Alfred Jacob Miller’s Art and the Historical Record

When artist Alfred Jacob Miller, as a member of the American Fur Company caravan, reached the 1837 Green River valley rendezvous he became the only Euro-American artist to meet and draw the mountain men during the Rocky Mountain fur trade era. His art work provides the only known images of the mountain men’s dress and equipment. From a historical accuracy perspective a comparison of the clothing items and styles depicted in one of Miller’s paintings with the AMFC records of actual clothing purchases by mountain men may be edifying.

From 1829 to 1841 the Upper Missouri Outfit of the American Fur Company used the company’s St. Louis based Retail Store to outfit its Rocky Mountain expeditions. Referred to in the invoices as “made up works”, meaning locally produced, this store’s inventory included both cloth and buckskin ready-made clothing items.

The Retail Store records also show a majority of the men employed as trappers and hunters during these 12 years purchased “ready-made” buckskin hunting coats, buckskin “pantaloons”, and calico, linen or flannel shirts.
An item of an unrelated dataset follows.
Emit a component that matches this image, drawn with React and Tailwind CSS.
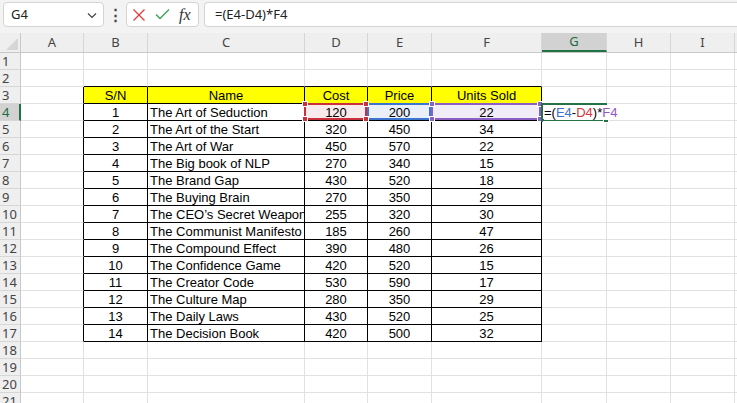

The term “pantaloons” during this time period referred to a style of men’s pants which fit tight through the lower leg and were held in place by a “stirrup strap” around the arch of each foot.

Miller’s ca. 1858-1860 watercolor titled “Trappers” (CR# 288A) depicts two trappers relaxing under a tree. While the central figure is shown wearing a rather curious styled feathered head wrap or hood, his calico print shirt, fringed buckskin hunting coat and fringed buckskinned leg wear are consistent with the trapper clothing style shown in many of Miller’s other works. The image of the sitting trapper’s lower left leg presents the contour of a tightly fitted garment and a stirrup strap in the arch of the left foot is also visible. These tailoring details indicate that “pantaloons” styled buckskin leg ware are illustrated in this watercolor. Combining this garment with a cloth shirt and buckskin coat completes this rendition of trapper dress.  In this case Miller’s illustration coincides exactly with the documented clothing style and materials preferred by American Fur Company trappers during the rendezvous era.